Digital Cable Switch Delayed -- Confused Yet?

JR Raphael, PC World
PC World
Friday, December 19, 2008; 12:19 AM

Feeling confused with all the digital TV transition talk? You're not alone. America's cable TV operators decided this week to delay the migration of their analog channels to digital ones. The operators say too many people were mixing that process up with the big broadcast shift to digital scheduled for next February.

It's not hard to see why, either -- the two processes sound similar, and they had been overlapping until now. Here's what's happening in both worlds, and how the two movements differ.

Cable TV operators are getting ready to reorganize their channels. They're taking channels off of the current analog system and moving them over to digital ones. If you use a cable service provider such as Comcast, this change will affect you.

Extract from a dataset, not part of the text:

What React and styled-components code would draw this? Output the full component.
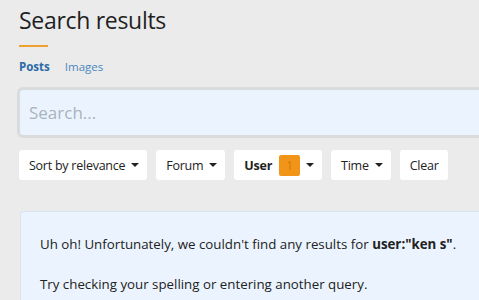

Moving the cable channels to digital will give you higher quality reception and will allow the companies to offer you more broadband-oriented options. It will also free up space for the operators to create more high-definition channels and video-on-demand services. It'll end up costing you more in many cases, too, as the digital channels tend to come at higher prices.

The cable transition has been underway for some time, but it will now be delayed until March of 2009 to cut down on confusion. In a letter sent to Congress this week (PDF), cable operators also agreed to offer free adaptors to customers who have older analog equipment. Those adaptors will be made available from March until June of 2009.

The broadcast digital shift affects over-the-air signals sent out by local TV stations. Stations across the country will be discontinuing their analog broadcasts on February 17, 2009, and switching to digital only. If you do not have cable and get TV over a "rabbit ears"-style antenna, this change will affect you. You will need a converter box to be able to continue receiving channels.

Like the cable equivalent, the broadcast digital shift will allow for higher quality reception and more advanced services. It'll also open up space in the broadcast spectrum for broadband services as well as for emergency uses.

Again, the broadcast digital shift is not directly related to the cable shift -- the two just happened to be occurring at the same time until this week's decision to delay the cable move.